Les atteintes à la liberté d’expression et d’opinion, par le biais de procédures pénales et de condamnations, souvent très lourdes, n’ont de fait pas cessé et n’épargne aucun milieu. Ainsi, le chanteur kurde alévi Ferhat Tunç encoure-t-il 15 ans d’emprisonnement pour « propagande en faveur du PKK » et « agissement au nom d’une organisation illégale », le tout pour un discours tenu lors d’un festival, le 15 août dernier, dans la ville d’Eruh (province de Siirt). Le 15 août 1984 étant l’anniversaire du début de la lutte armée du PKK, l’acte d’accusation affirme par ailleurs que les festivités ont été directement organisées par le Parti des travailleurs du Kurdistan. Ferhat Tunç est poursuivi en vertu de l’article 7/2 de la loi Anti-Terreur sur la propagande pour organisation illégale, ainsi qu’accusé de « crime pour le compte dune organisation sans en être membre » du code pénal turc. Il doit être jugé par la haute cour pénale de Diyarbakir, un tribunal réputé pour sa sévérité et ses condamnations souvent disproportionnées au regard des faits reprochés. Le discours incriminé par la justice turque est celui-ci : « Depuis 25 ans, j’ai été un témoin et un artiste de ce que vous avez vécu dans cette région. J’ai été le témoin oculaire de ces meurtriers en uniforme, qui ont été jugés pour leurs liens avec l’organisation Ergenekon, qui ont tué, qui sont les auteurs d’assassinats non élucidés dans cette région. J’ai été le témoin de la façon dont ces meurtriers en uniforme ont transformé cette géographie paradisiaque en enfer. Oui, je ne suis pas seulement un artiste, mais aussi un témoin. Après 25 années, vous ouvrez, à Eruh, une fenêtre nouvelle vers la paix et la fraternité.
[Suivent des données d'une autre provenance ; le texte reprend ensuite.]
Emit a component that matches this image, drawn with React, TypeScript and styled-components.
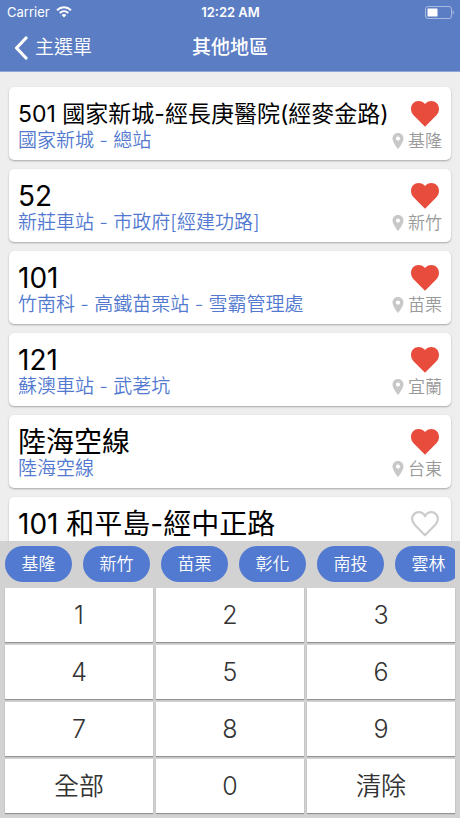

Je suis aussi enthousiaste que vous en prenant ce tournant, que vous avez initié en donnant votre sang et votre vie, pour la paix (…) Nous soupirons après une Turquie où les gens pourraient vivre selon leurs croyances, leurs langues, leurs cultures, à égalité. Je dis et j’espère que nos appels pour la paix et la fraternité à Eruh, d’où fut tiré le premier coup de feu, sera entendu dans toute la Turquie. J’espère que notre cri pour la paix sera entendu par les Turcs, les Arabes, les Arméniens et les autres peuples de cette région. Parce qu’il n’y a pas d’autres moyens que la paix et la fraternité, et c’est avec ces sentiments que je vous fais part de mon amitié. »
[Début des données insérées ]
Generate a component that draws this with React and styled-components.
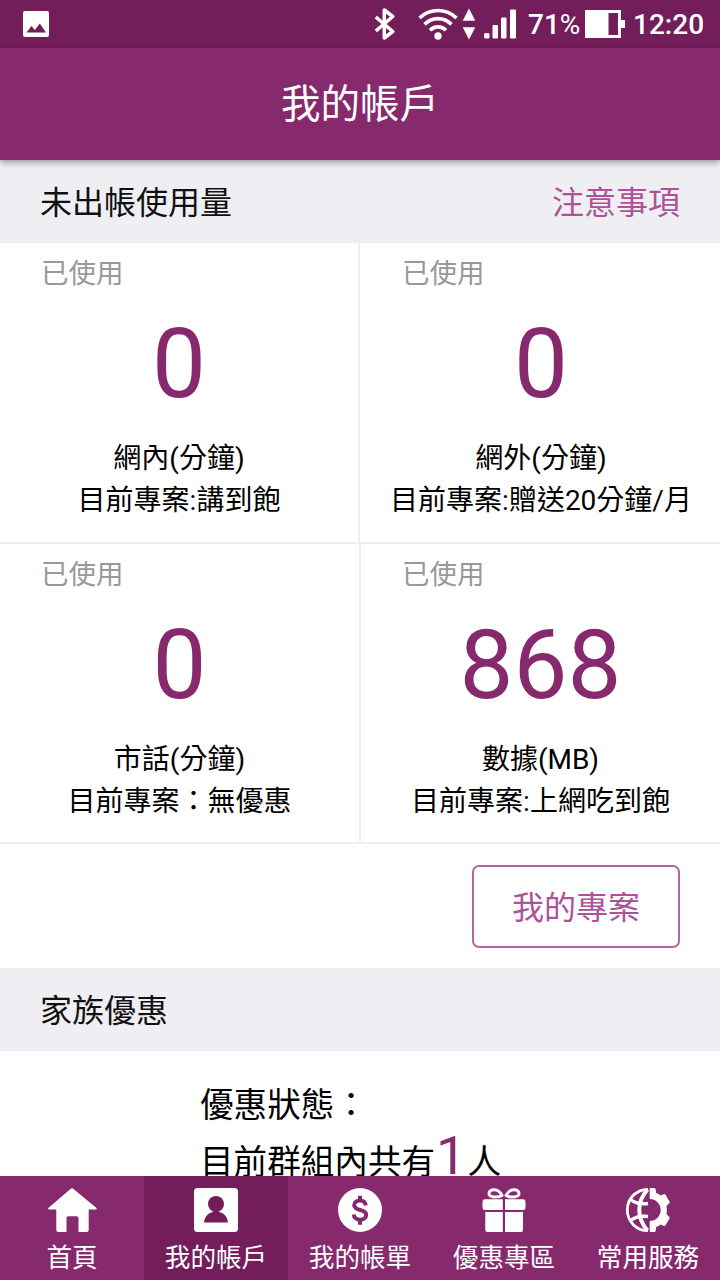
import React from 'react'
import styled, { createGlobalStyle } from 'styled-components'

const GlobalStyle = createGlobalStyle`
  body {
    margin: 0;
    background: #fff;
    font-family: Roboto, "Noto Sans CJK TC", sans-serif;
    color: #000;
  }
  * {
    box-sizing: border-box;
  }
`

const Screen = styled.div`
  width: 720px;
  height: 1280px;
  display: flex;
  flex-direction: column;
  overflow: hidden;
  background: #fff;
`

const StatusBar = styled.div`
  height: 48px;
  flex: none;
  display: flex;
  align-items: center;
  padding: 0 16px 0 23px;
  background: #741d5b;
  color: #fff;
`

const StatusIcons = styled.div`
  margin-left: auto;
  display: flex;
  align-items: center;
`

const StatusText = styled.span`
  font-size: 28px;
  line-height: 48px;
  font-weight: 500;
  padding-top: 2px;
  width: ${props => props.$width}px;
  margin-left: ${props => props.$left || 0}px;
  white-space: nowrap;
`

const Percent = styled.span`
  font-weight: 400;
`

const Header = styled.header`
  height: 112px;
  flex: none;
  display: flex;
  align-items: center;
  justify-content: center;
  padding-top: 2px;
  z-index: 1;
  background: #86296d;
  box-shadow: 0 2px 7px rgba(0, 0, 0, 0.4);
  color: #fff;
`

const Title = styled.h1`
  margin: 0;
  font-size: 39.5px;
  line-height: 56px;
  font-weight: 400;
`

const Main = styled.main`
  flex: 1;
  min-height: 0;
  overflow: hidden;
`

const SectionBar = styled.div`
  height: 83px;
  display: flex;
  align-items: center;
  justify-content: space-between;
  padding: 2px 40px 0;
  background: #efeef3;
  font-size: 32px;
  line-height: 48px;
  color: #111;
`

const NoticeLink = styled.a`
  color: #ad5298;
`

const UsageGrid = styled.div`
  display: flex;
  flex-direction: column;
`

const UsageRow = styled.div`
  height: ${props => props.$height}px;
  display: grid;
  grid-template-columns: ${props => props.$left}px 1fr;
  border-bottom: 2px solid #efeef0;
`

const UsageCell = styled.div`
  display: flex;
  flex-direction: column;
  align-items: center;
  padding-top: 11px;
  white-space: nowrap;

  &:first-child {
    border-right: 2px solid #efeef0;
  }

  &:last-child {
    padding-left: ${props => props.$shift || 0}px;
  }
`

const UsedLabel = styled.div`
  align-self: flex-start;
  padding-left: ${props => props.$left}px;
  font-size: 27.5px;
  line-height: 40px;
  color: #999;
`

const Amount = styled.div`
  margin-top: 20px;
  font-size: 96px;
  line-height: 100px;
  color: #86296d;
`

const UsageText = styled.div`
  font-size: 28px;
  line-height: 42px;

  &:nth-child(3) {
    margin-top: 24px;
  }
`

const ButtonRow = styled.div`
  height: 124px;
  display: flex;
  justify-content: flex-end;
  padding: 21px 40px 0;
`

const PlanButton = styled.button`
  width: 208px;
  height: 83px;
  padding: 0 0 4px;
  border: 2px solid #b3679f;
  border-radius: 7px;
  background: #fff;
  color: #ad5298;
  font-family: inherit;
  font-size: 32px;
`

const FamilyInfo = styled.div`
  padding: 26px 0 0 200px;
  font-size: 33.6px;
  line-height: 58px;
  white-space: nowrap;
`

const MemberLine = styled.div`
  margin-top: -4px;
`

const MemberCount = styled.span`
  margin: 0 1px;
  font-size: 54px;
  line-height: 50px;
  color: #86296d;
`

const TabBar = styled.nav`
  height: 104px;
  flex: none;
  display: grid;
  grid-template-columns: repeat(5, 1fr);
  background: #86296d;
`

const Tab = styled.div`
  display: flex;
  flex-direction: column;
  align-items: center;
  padding-top: 10px;
  background: ${props => props.$active ? '#741d5b' : 'transparent'};
  color: #fff;
  font-size: 25.6px;
  line-height: 38px;
`

const TabIcon = styled.svg`
  width: 52px;
  height: 48px;
  flex: none;
  margin-bottom: 5px;
  fill: #fff;
`

const PictureIcon = () => (
  <svg width="26" height="48" viewBox="0 0 26 48">
    <rect y="11" width="26" height="26" rx="2" fill="#fff" />
    <path d="M3.500 32.500 8.500 26l3.300 4 5-6.500 6.200 9z" fill="#741d5b" />
  </svg>
)

const SignalIcons = () => (
  <svg width="146" height="48" viewBox="374 0 146 48" fill="#fff">
    <path d="m375.800 17 17 14.500-8.500 6.500V10l8.500 6.500-17 14.500" fill="none" stroke="#fff" strokeWidth="3.500" strokeLinejoin="round" />
    <g fill="none" stroke="#fff" strokeWidth="3.700">
      <path d="M419.500 18c10.500-10 26.500-10 37 0" />
      <path d="M424.500 24.300c8-7.500 19-7.500 27 0" />
      <path d="M430 30.300c4.500-4.500 11.500-4.500 16 0" />
    </g>
    <circle cx="438" cy="36" r="3.700" />
    <path d="m469 8.500 6.300 12.300h-12.600zM469 39.500l-6.300-12.300h12.600z" />
    <rect x="484" y="33" width="5.500" height="5.500" rx="1.500" />
    <rect x="492.500" y="25" width="5.500" height="13.500" rx="1" />
    <rect x="501" y="17.500" width="5.500" height="21" rx="1" />
    <rect x="510" y="9.500" width="6" height="29" rx="1" />
  </svg>
)

const BatteryIcon = () => (
  <svg width="41" height="48" viewBox="584 0 41 48">
    <path d="M585 10h36v10h4v8h-4v10h-36z" fill="#fff" />
    <path d="M608.500 13h9.500v22h-9.500z" fill="#741d5b" />
  </svg>
)

const tabs = [
  {
    label: '首頁',
    icon: <path d="M27.200 2.800 50.500 22q.8 1.500-.8 1.500h-7V44q0 2-2 2h-8.200V32q0-1.800-1.800-1.800h-8.400q-1.800 0-1.800 1.800v14h-8.200q-2 0-2-2V23.500h-7Q1.500 23.500 2.300 22L24.800 2.800q1.200-1 2.400 0z" />
  },
  {
    label: '我的帳戶',
    active: true,
    icon: (
      <>
        <rect x="4" y="2" width="44" height="44" rx="3.500" />
        <g fill="#741d5b">
          <circle cx="26" cy="18" r="8" />
          <path d="M23 24h6v2c5 1 8.500 5 9 10.500H14c.5-5.500 4-9.500 9-10.500z" />
        </g>
      </>
    )
  },
  {
    label: '我的帳單',
    icon: (
      <>
        <circle cx="26" cy="24" r="22" />
        <path d="M31.800 19.500c-.5-3.500-2.500-5-5.800-5-3.500 0-5.800 1.800-5.800 4.700 0 6.500 12 3 12 9.600 0 3.200-2.700 4.900-6.200 4.900s-6-2-6.300-5.200M26 9.700v5m0 19v5" fill="none" stroke="#86296d" strokeWidth="4" />
      </>
    )
  },
  {
    label: '優惠專區',
    icon: (
      <>
        <path d="M24 9.500C20 12 11 11.500 11 7.500 11 3 20 1.500 24 9.500zm4 0c4 2.500 13 2 13-2C41 3 32 1.500 28 9.500z" fill="none" stroke="#fff" strokeWidth="3" strokeLinejoin="round" />
        <path d="M7 13.300h17.800V24H7q-2.500 0-2.500-2.500v-5.700q0-2.500 2.500-2.500zm20 0h18q2.500 0 2.500 2.500v5.700q0 2.500-2.500 2.500H27zM7.300 26h17.500v20h-15.500q-2 0-2-2zm19.700 0h18v18q0 2-2 2H27z" />
      </>
    )
  },
  {
    label: '常用服務',
    icon: (
      <>
        <g fill="none" stroke="#fff">
          <path d="M26 3.300a20.700 20.700 0 0 0 0 41.400" strokeWidth="2.800" />
          <path d="M25.500 3.500C14.500 16 14.500 32 25.500 44.500" strokeWidth="4" />
          <path d="M8 13q7 6 18 4.500M8 35q7-6 18-4.500" strokeWidth="3.400" />
        </g>
        <path d="M27.700 2h4.500q1.300 0 1.500 1.500l.5 3.500q2.500.8 4.500 2.500l2.800-1.300q1.300-.5 2 .5l4 6.800q.7 1.200-.5 2L44.500 20q.8 4 0 8l2.500 2.500q1.200.8.5 2l-4 6.800q-.7 1-2 .5l-2.800-1.300q-2 1.700-4.500 2.500l-.5 3.500q-.2 1.500-1.500 1.500h-4.500V35a11 11 0 0 0 0-22z" />
      </>
    )
  }
]

const UsageItem = ({ left, shift, amount, unit, plan }) => (
  <UsageCell $shift={shift}>
    <UsedLabel $left={left}>已使用</UsedLabel>
    <Amount>{amount}</Amount>
    <UsageText>{unit}</UsageText>
    <UsageText>{plan}</UsageText>
  </UsageCell>
)

const App = () => {
  return (
    <Screen lang="zh-TW">
      <GlobalStyle />
      <StatusBar>
        <PictureIcon />
        <StatusIcons>
          <SignalIcons />
          <StatusText $left={8} $width={56}>71<Percent>%</Percent></StatusText>
          <BatteryIcon />
          <StatusText $left={8} $width={71}>12:20</StatusText>
        </StatusIcons>
      </StatusBar>
      <Header>
        <Title>我的帳戶</Title>
      </Header>
      <Main>
        <SectionBar>
          <span>未出帳使用量</span>
          <NoticeLink>注意事項</NoticeLink>
        </SectionBar>
        <UsageGrid>
          <UsageRow $height={301} $left={360}>
            <UsageItem left={41} amount="0" unit="網內(分鐘)" plan="目前專案:講到飽" />
            <UsageItem left={40} shift={2} amount="0" unit="網外(分鐘)" plan="目前專案:贈送20分鐘/月" />
          </UsageRow>
          <UsageRow $height={300} $left={361}>
            <UsageItem left={41} amount="0" unit="市話(分鐘)" plan="目前專案：無優惠" />
            <UsageItem left={41} amount="868" unit="數據(MB)" plan="目前專案:上網吃到飽" />
          </UsageRow>
        </UsageGrid>
        <ButtonRow>
          <PlanButton>我的專案</PlanButton>
        </ButtonRow>
        <SectionBar>
          <span>家族優惠</span>
        </SectionBar>
        <FamilyInfo>
          <div>優惠狀態：</div>
          <MemberLine>目前群組內共有<MemberCount>1</MemberCount>人</MemberLine>
        </FamilyInfo>
      </Main>
      <TabBar>
        {tabs.map(item => (
          <Tab key={item.label} $active={item.active}>
            <TabIcon viewBox="0 0 52 48">{item.icon}</TabIcon>
            {item.label}
          </Tab>
        ))}
      </TabBar>
    </Screen>
  )
}

export default App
Autre catégorie socio-professionnelle payant un lourd tribut au harcèlement judiciaire en Turquie : les écrivains, éditeurs et journalistes. Reporter sans frontières dénonce ce mois-ci la condamnation surréaliste de 166 ans et six mois de prison prononcée à Diyarbakir à l’encontre de Vedat Kursun, l’ancien rédacteur en chef du quotidien kurde Azadiya Welat. Vedat Kursun a été reconnu coupable en vertu des articles 314-3 et 220-6 du code pénal et de l’article 7-2 de la loi Anti-Terreur pour appartenance au PKK et propagande en faveur de cette organisation, sentence qualifiée d’ « absurde » par Reporters sans frontières. Arrêté à l’aéroport d’Istanbul le 30 janvier dernier, Vedat Kursun a dû répondre devant la justice turque de 103 chefs d’accusation, tous concernant le journal Azadiya Welat, accusé de « faire la propagande du PKK ». Alors que le procureur avait requis contre lui plus de 500 années de prison, le verdict a fait preuve d’une certaine « clémence » en ramenant la peine à 166 années d’emprisonnement. Le successeur à la tête d’Azadiya Welat, Ozan Kilinç, reconnu coupable des mêmes délits en 2009, a été condamné à 21 ans et 3 mois de prison le 10 février dernier. Un autre éditeur est détenu depuis 4 mois : il s’agit du propriétaire des éditions Aram, Bedri Adanır, dont 38 ouvrages ont été confisqués. En tant que propriétaire du journal kurde Hawar, il est poursuivi pour 4 articles. Le procureur de la Haute Cour pénale de Diyarbakir, Adem Özcan, a requis contre lui 50 années d’emprisonnement, pour « appartenance au PKK » et « propagande pour une organisation illégale », et pour avoir publié un recueil des déclarations d’Abdullah Öcalan, le chef de ce mouvement, adressées à la Cour européenne des droits de l’homme, en vue de sa défense. Ce livre avait été interdit par le ministère de la Culture.